I need to preface I mean shitty as in the quality of the review, but not the show itself. I decided to watch Frieren because of the edits I have been seeing along with the overwhelming positive reviews from several different people. I expected something incredibly intense, and something inspiring through sheer power and prowess of the main character, but I instead got a subtle almost slice of life anime about someone experiencing grief in a very unique way. The show actually subverted my prior expectations several times, with Frieren choosing peace and a calm life with virtually no ego. I think this was a very strangely refreshing thing to be exposed to, since a lot of media that I inadvertently consume are things that fuel the inherent desire I have to be great at things. Frieren instead was someone who was great at something, and never did it. Not in a humble sort of way, but out of freedom to not have to do it or hide it from fear of perception.

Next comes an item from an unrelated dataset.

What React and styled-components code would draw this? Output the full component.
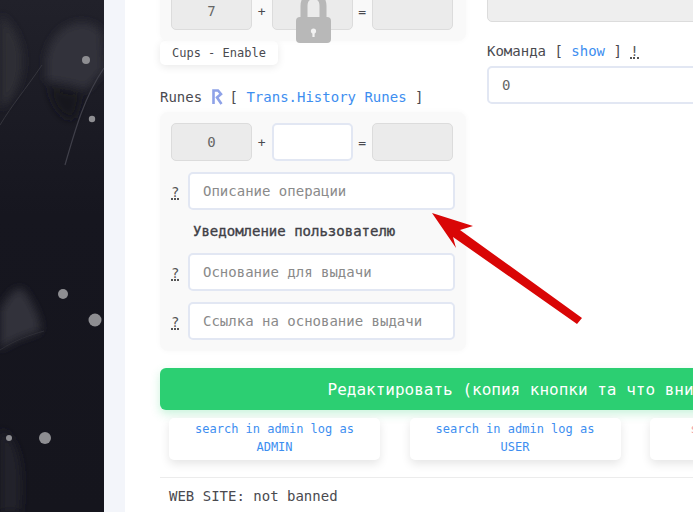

She is someone who is both publicly understood to be incredibly powerful, but not once has she ever shown it or done anything of the sort necessarily. She didn’t play a hero, and had no savior moment like I know plenty of others also fantasize about. Instead she led a life unburdened by performance, and was able to live unapologetically and learn for the love of experience. I think I’d like to live like that. I don’t know if I can put a number on a show like this, since it wasn’t anything like I expected – but I’d highly recommend giving it a shot if you just want to sit back and watch something calm.
So today around 8 pm I got a message from someone higher up in the company saying that tomorrow morning in the meeting with other leads, we will be spending that time doing a deep dive on my project. I have not prepared any slides or talking points, and I am not 100% sure if my demo will even work since I am in the process of making several different changes. But instead I stayed up losing bronze games of league with A, and watching Frieren. And holy shit, Frieren has me fucking squealing and giggling like a little kid – this shit is awesome. But now I have not given myself enough time for a full nights rest so let’s see how that goes!